Annotation-based deductive verifiers have emerged in recent years as practical, capable, and increasingly scalable tools for verifying programs in languages including C, Rust, Go, OCaml, and Dafny. Their proliferation is largely thanks to Intermediate Verification Languages (IVLs) such as Why3, Boogie, and Viper, which greatly reduce the difficulty of building such tools by performing some of the difficult translations from high-level, expressive program logics to SMT. But these verifiers are difficult to fully trust: their toolchains comprise hundreds of thousands to millions of lines of code and bugs in any part can result in unsoundness. An alternate approach to building program verifiers is the foundational one, where the language semantics, program logic, and user-supplied proofs are defined in a proof assistant, giving an end-to-end soundness theorem. Such tools, including VST, CakeML, and Bedrock2, provide very strong guarantees but have a high barrier to entry. These two approaches have largely remained separate. IVL tools are not themselves verified, while fully verified tools cannot take advantage of the automation provided by the IVL and SMT-based pipelines. In this talk, I will describe our efforts to bridge this gap by providing an implementation of the Why3 IVL in the Coq proof assistant, giving the first foundationally verified IVL implementation. First, we give a novel formal semantics for a core subset of the logic implemented by Why3 - polymorphic first-order logic with recursive types, functions, and predicates. We then develop a new framework to idiomatically implement OCaml APIs in Coq and use this to produce a Coq implementation of the Why3 logic API and transformations. Finally, we prove the correctness of our implementation against our formal semantics; we give the first machine-checked soundness proofs for several of the transformations used to compile Why3's logic to SMT.

On Extensibility

Speaker: J. Garrett Morris

J. Garrett Morris is an assistant professor and the inaugural Emeriti Faculty Scholar in the Department of Computer Science at the University of Iowa. He received his Ph.D. from Portland State University in Oregon, and post-doctoral training at the University of Edinburgh, Scotland. His research focuses on the development of type systems for higher-order functional programming languages, with the twin aims of improving expressiveness and modularity in high-level programming and supporting safe concurrent, low-level, and effectful programming. His work has appeared in top venues in programming language theory and functional programming, and is supported by NSF.

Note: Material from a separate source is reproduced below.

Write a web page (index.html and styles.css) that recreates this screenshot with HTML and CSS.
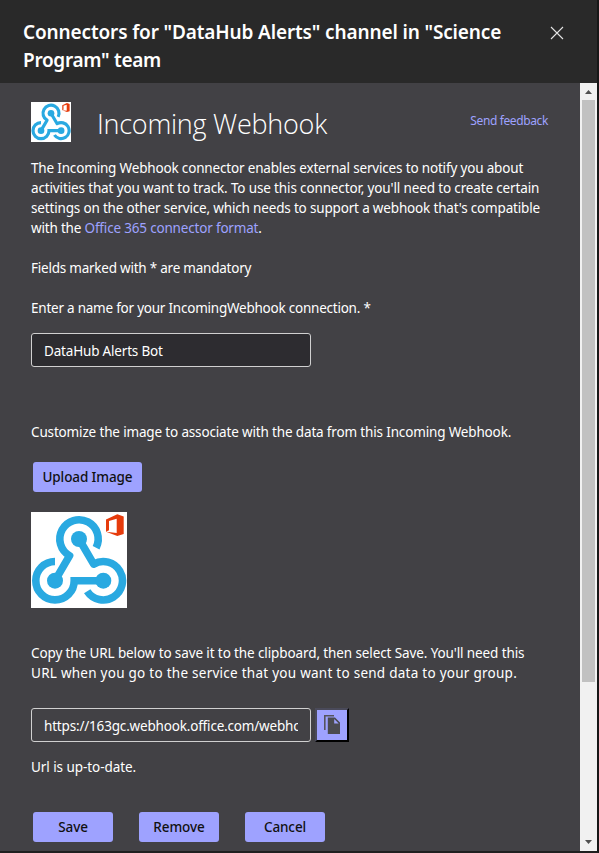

This talk will present some recent results on modularity and extensible data types. My research into programming languages and their type systems is guided by two overarching goals. On the one hand, types should precisely specify program behavior, allowing programmers to rule out classes of erroneous behavior. On the other, types should enable expressive tools, allowing programmers to build modular, re-usable software and software components. My work inhabits the intersection of these ideas, refining generic programming mechanisms both to better enforce intended program behavior and to support more expressive abstractions. Extensibility is an evergreen problem in programming and programming language design. The goal is simple: specifications of programs and their data should support the addition of both new kinds of data and new operations on data. Despite this problem having been identified as early as 1975, modern languages lack effective solutions. Object-oriented languages require programmers to adopt unintuitive patterns like visitors, while functional languages rely on encodings of data types. Lower-level languages, where similar problems arise, rely on textual substitution. I will present recent work which proposes a unified approach to extensible data and program specification. I will show how this work both encompasses existing approaches to extensible data types and captures examples inexpressible in all existing systems. Our approach naturally generalizes, supporting powerful label-generic operations, and pointing toward expressive encodings of extensible recursive functions.

Omnisemantics: Smooth Handling of Nondeterminism

Speaker: Samuel Gruetter

Samuel Gruetter is a postdoc in Timothy (Mothy) Roscoe’s group at ETH Zurich. He did his PhD in Computer Science at MIT in Adam Chlipala's group, working on formal verification of software using the Coq proof assistant. Prior to MIT, Samuel received a Bachelor's and Master's at EPFL in Lausanne, where he was a student research assistant in Martin Odersky's Scala lab, working on the theoretical foundations of the Scala language. He did a Master's project internship at Princeton University with Andrew Appel's group, working on their Verified Software Toolchain, and also worked at the University of Melbourne, Australia, with Toby Murray on information flow proofs for C programs.

When working with traditional small-step or big-step operational semantics, modeling undefined behavior as absence of any transition is convenient for proofs like compiler correctness or type safety. However, once we add nondeterminism, expressing and proving absence of undefined behavior becomes cumbersome, because we have to make sure we don’t forget about nondeterministic branches that get stuck at some point. Using a new style of semantics that we call omnisemantics, where one derivation talks about all possible executions, we get a concise way of expressing absence of undefined behavior that enables convenient proofs by induction, including forward-simulation compiler correctness proofs rather than the much harder-to-write backwards-simulation proofs. Related paper [TOPLAS’23]: https://dl.acm.org/doi/10.1145/3579834

A breadth-first survey of Haskell terminology

Speaker: Katie Casamento

Everyone who learns Haskell (or interacts with Haskell people) encounters quite a few vocabulary terms that are likely to be brand new to them: not just the commonly-discussed Functor/Applicative/Monad hierarchy, but the Foldable/Traversable hierarchy, the Generic/Generic1 hierarchy, several Functor variations, and in modern Haskell code often the Optic hierarchy as well. While each of these topics is worthy of deep study individually, it is a misconception that deep study of each individual concept is required in order to make practical use of the tools in this toolbox. My goal in this session is to guide a practically-focused discussion on the vocabulary of modern Haskell, without getting too caught up in the theory of each of these concepts. Ultimately, I hope that everyone will come away feeling more confident in their ability to follow and participate in conversations with Haskell people.

An introduction to Nix

Speaker: Nicholas Coltharp

Nix is a functional system for software deployment that has gained a lot of traction in PL-adjacent communities. This talk will be an introduction to Nix: the basics of how it works and what it can do for you.